I dunno, I was not planning to game much on the Bay Trail machine. Loving the machine though, the Transformer T100 is a real winner. The only way to improve it would be a slightly better 1080p display, and I think the Bay Trail GPU could handle that in 2D no problem.

At the very least, I’m sure Bay Trail is fast enough to run the SNES emulator on the store :-P even the original Surface RT was fast enough to do that.

Have you looked around at all for keyboard covers? It would definitely be cramped, but I know a bunch exist for the Galaxy Tab 8, and would make non-touch gaming at least a bit more feasible. Wondering if any of the existing Android bluetooth keyboard covers would fit the venue 8 pro.
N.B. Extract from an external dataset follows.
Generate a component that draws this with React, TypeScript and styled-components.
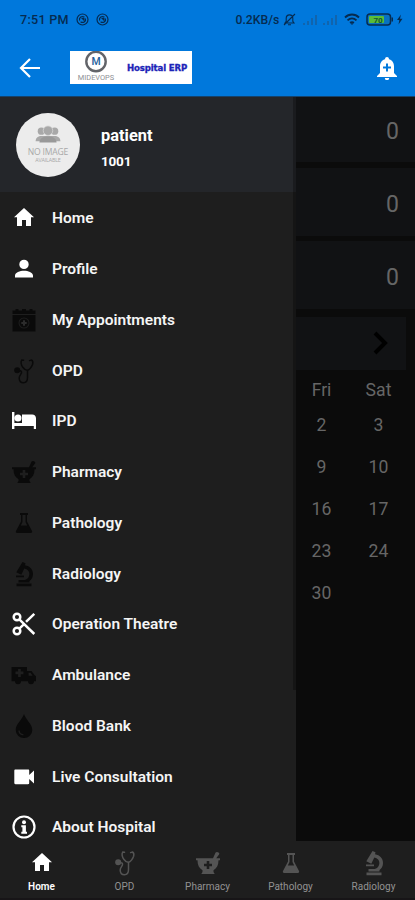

Your nightstand is ridiculous.

I HAVE A LOT OF DEVICES

I don’t know. :(

mmmmm tummy butter sounds delicious

On my trip I copied some videos clips from a friend’s phone, and tried to view them. Every time - every time - I tried to open a video, the crappy video player “modern” app wanted me to log into my Microsoft account before it would play the video. For a purely local file. Because it wanted to look at the internet to tell me about what other videos I could buy or rent.

I hate Microsoft so much.

Just move to country not supported by Xbox Video then you get a player that only plays local files and doesn’t require login. I’m sorry but is easy to change the default player to WMP, but to be fair it Windows should ask that the first you play a file from the desktop, it did that for me, but from the complains I read it does not seem to be universal behavior.

Is there no policing of the Windows 8 app store? In the trending/top apps were some puzzle/match crap things made by some foreigner guy using stolen Disney art assets. Who approves this shit?

Only making money matters, off course.